Scabies is a parasitic infection that causes a persistent, itchy rash. It is caused by a tiny mite that burrows into the top layer of the skin to lay its eggs. This results in groups of small red limps. When the rash first appears, you may see fine, wavy emanating from some of the lumps if you look closely. The skin may then become dry and scaly, and the itching can be intense, especially at night.
Scabies can be a particular problem in institutional settings such as nursing homes and day care centers. It is spread primarily by skin- to-skin contact, and it is highly contagious. The area’s most commonly affected are the buttocks, genitals, wrists and armpits as well as the skin between the toes and fingers.
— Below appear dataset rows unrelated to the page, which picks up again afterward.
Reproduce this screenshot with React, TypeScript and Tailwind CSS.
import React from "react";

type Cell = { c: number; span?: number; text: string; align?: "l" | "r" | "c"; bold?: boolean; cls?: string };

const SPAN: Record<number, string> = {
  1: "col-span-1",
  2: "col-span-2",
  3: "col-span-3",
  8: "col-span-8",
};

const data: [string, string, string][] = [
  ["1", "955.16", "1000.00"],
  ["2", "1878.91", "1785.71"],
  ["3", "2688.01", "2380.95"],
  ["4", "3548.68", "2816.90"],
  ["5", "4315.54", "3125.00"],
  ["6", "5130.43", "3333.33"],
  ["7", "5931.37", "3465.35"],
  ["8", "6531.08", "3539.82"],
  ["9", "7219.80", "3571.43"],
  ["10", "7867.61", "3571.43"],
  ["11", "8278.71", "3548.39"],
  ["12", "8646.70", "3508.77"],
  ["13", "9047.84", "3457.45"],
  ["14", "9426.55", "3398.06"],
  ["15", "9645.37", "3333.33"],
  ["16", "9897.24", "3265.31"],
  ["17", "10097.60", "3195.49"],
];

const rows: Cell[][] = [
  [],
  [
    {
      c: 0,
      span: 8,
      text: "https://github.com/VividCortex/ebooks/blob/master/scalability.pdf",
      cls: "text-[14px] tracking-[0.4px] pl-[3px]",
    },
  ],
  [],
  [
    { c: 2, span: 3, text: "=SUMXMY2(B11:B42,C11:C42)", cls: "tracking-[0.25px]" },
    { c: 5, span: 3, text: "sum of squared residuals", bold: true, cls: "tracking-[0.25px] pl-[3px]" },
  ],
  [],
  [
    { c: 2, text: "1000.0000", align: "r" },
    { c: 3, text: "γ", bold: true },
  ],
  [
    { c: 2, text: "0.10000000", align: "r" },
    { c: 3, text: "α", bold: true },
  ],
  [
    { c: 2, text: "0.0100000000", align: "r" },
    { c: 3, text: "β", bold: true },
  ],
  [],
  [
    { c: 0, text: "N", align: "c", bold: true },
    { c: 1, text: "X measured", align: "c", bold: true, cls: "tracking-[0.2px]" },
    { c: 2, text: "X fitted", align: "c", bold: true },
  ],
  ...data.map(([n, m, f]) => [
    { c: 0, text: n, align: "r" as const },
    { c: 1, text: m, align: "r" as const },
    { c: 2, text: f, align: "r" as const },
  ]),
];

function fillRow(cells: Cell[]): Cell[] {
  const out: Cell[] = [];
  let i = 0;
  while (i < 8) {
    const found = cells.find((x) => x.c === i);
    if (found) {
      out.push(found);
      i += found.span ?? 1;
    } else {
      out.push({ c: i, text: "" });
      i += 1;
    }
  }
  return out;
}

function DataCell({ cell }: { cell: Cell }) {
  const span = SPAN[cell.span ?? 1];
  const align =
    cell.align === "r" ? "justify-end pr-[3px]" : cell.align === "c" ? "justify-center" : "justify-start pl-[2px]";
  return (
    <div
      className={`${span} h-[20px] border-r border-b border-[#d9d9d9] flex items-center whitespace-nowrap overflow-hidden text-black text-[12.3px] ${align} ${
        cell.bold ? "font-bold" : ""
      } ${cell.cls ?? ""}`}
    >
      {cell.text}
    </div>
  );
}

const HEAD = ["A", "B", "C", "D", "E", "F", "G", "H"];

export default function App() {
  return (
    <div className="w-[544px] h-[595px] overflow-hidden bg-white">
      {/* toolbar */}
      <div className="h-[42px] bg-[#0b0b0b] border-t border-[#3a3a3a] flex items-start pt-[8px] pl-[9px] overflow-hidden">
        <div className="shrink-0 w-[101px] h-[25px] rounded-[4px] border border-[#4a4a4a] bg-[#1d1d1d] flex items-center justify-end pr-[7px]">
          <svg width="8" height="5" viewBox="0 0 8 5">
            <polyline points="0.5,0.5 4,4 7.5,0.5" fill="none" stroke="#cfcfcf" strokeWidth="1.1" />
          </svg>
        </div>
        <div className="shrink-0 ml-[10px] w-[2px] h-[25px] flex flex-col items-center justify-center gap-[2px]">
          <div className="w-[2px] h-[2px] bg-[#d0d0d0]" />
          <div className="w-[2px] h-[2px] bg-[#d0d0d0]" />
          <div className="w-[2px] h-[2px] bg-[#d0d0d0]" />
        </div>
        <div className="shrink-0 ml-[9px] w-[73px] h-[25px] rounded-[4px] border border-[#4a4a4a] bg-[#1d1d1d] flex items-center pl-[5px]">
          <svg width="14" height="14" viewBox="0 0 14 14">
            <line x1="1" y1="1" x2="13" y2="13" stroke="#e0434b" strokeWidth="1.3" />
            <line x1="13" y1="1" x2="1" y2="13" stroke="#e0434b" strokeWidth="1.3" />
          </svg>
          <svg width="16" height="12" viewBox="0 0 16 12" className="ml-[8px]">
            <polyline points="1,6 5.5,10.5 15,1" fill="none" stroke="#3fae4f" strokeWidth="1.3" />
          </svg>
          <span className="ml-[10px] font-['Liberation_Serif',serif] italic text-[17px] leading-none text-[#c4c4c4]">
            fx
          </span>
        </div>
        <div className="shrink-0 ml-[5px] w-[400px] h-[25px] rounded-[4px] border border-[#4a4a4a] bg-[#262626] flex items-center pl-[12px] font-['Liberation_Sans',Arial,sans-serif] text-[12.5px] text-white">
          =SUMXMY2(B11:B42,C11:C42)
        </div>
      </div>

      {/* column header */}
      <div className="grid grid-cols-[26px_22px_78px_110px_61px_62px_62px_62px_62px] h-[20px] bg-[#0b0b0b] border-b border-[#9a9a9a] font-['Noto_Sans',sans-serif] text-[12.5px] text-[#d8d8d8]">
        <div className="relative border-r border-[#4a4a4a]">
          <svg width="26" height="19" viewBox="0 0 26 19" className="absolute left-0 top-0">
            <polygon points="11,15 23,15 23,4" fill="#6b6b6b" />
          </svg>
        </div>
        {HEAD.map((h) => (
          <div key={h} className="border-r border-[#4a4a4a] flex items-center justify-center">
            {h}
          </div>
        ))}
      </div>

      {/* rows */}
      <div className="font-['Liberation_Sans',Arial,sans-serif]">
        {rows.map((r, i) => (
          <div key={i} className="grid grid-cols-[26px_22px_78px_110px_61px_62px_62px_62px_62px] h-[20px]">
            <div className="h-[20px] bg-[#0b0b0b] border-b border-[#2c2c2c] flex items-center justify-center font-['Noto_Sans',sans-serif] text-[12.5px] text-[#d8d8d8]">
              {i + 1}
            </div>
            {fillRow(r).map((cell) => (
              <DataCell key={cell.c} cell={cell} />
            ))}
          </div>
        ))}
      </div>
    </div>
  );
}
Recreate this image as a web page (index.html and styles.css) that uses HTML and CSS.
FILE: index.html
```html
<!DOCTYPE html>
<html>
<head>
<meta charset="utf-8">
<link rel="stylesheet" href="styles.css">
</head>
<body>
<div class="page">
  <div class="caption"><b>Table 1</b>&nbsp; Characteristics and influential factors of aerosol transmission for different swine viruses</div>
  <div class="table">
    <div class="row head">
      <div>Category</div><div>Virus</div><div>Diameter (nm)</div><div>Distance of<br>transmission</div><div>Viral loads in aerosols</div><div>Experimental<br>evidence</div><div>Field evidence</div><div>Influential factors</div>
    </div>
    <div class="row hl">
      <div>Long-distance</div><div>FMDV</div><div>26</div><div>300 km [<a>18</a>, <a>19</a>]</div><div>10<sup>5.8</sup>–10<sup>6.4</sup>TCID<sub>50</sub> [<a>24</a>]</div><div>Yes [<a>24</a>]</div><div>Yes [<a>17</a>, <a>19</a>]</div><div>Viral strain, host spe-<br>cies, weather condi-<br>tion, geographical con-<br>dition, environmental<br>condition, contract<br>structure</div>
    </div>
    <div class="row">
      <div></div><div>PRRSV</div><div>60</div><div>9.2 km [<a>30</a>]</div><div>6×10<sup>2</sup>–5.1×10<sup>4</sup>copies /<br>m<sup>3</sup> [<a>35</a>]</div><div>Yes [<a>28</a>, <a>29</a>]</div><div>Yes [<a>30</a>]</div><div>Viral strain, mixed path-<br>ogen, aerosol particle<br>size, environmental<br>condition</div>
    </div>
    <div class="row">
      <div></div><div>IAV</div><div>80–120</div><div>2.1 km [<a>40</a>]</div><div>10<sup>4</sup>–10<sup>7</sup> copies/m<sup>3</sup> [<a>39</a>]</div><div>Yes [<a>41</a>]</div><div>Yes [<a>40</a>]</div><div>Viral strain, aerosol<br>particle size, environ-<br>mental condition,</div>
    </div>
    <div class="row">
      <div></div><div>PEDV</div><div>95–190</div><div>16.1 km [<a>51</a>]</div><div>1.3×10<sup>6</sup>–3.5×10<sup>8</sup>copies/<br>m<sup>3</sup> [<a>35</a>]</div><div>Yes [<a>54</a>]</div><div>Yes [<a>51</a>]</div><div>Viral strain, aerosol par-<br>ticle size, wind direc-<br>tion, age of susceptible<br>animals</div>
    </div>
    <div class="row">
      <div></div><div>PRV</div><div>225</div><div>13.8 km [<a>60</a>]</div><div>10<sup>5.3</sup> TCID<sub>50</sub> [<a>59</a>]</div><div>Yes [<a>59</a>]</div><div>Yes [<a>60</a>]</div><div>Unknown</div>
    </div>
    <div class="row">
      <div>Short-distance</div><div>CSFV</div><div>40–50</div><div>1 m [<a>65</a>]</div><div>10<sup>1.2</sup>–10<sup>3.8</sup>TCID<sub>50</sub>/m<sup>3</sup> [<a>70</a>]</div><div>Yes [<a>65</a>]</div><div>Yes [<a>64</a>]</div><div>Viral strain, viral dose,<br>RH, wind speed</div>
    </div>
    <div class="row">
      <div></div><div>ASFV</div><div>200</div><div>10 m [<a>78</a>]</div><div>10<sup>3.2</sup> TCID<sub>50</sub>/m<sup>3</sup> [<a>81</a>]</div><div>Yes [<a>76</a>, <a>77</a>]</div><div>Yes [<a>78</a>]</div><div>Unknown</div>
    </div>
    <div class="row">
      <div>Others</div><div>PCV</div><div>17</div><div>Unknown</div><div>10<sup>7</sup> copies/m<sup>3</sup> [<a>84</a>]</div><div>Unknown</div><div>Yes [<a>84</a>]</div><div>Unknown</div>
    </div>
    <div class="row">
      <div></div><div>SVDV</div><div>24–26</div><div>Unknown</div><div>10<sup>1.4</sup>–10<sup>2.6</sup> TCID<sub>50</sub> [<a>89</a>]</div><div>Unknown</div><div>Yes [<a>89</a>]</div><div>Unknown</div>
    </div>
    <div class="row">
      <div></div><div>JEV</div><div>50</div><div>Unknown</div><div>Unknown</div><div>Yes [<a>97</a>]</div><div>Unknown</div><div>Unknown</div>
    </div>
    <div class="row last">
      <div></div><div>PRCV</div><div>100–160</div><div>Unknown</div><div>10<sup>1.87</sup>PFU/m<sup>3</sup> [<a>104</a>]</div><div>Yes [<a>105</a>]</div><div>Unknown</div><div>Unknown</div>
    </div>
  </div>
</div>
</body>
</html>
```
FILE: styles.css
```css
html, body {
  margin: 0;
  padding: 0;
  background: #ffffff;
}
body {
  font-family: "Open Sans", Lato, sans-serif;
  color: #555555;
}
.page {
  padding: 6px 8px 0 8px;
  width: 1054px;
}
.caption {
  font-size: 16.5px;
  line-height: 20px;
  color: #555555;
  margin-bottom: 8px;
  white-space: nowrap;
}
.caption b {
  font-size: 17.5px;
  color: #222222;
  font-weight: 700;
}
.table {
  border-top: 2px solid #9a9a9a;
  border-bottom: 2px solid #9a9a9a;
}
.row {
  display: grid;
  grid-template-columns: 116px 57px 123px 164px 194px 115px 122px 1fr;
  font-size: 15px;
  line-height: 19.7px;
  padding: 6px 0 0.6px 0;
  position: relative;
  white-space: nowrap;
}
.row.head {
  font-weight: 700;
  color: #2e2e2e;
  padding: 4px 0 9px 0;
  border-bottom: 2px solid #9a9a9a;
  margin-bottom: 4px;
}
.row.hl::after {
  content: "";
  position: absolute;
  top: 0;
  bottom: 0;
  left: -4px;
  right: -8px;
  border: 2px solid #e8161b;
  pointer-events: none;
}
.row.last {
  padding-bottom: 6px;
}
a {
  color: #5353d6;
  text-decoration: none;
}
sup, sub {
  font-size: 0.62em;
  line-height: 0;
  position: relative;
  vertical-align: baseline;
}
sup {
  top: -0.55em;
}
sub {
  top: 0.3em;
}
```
To diagnose the condition, a physician usually takes a scraping of skin from the affected area and examines it under a microscope. If one family member develops scabies, all the members of the household should be checked.
- Thoroughly wash all bed linens used by infected individuals in hot water.
- Practice scrupulous personal hygiene. Avoid contact with infested persons or their clothing.
- To promote healing, eat plenty of foods high in zinc, such as soybeans, sunflower seeds, wheat bran, whole-grain products, yeast, and blackstrap molasses.
- Do not drink soft drinks or alcoholic beverages. Consume no sugar, chocolate, or junk foods.
- Avoid fried foods and all animal products. Use cold-pressed vegetable oils only.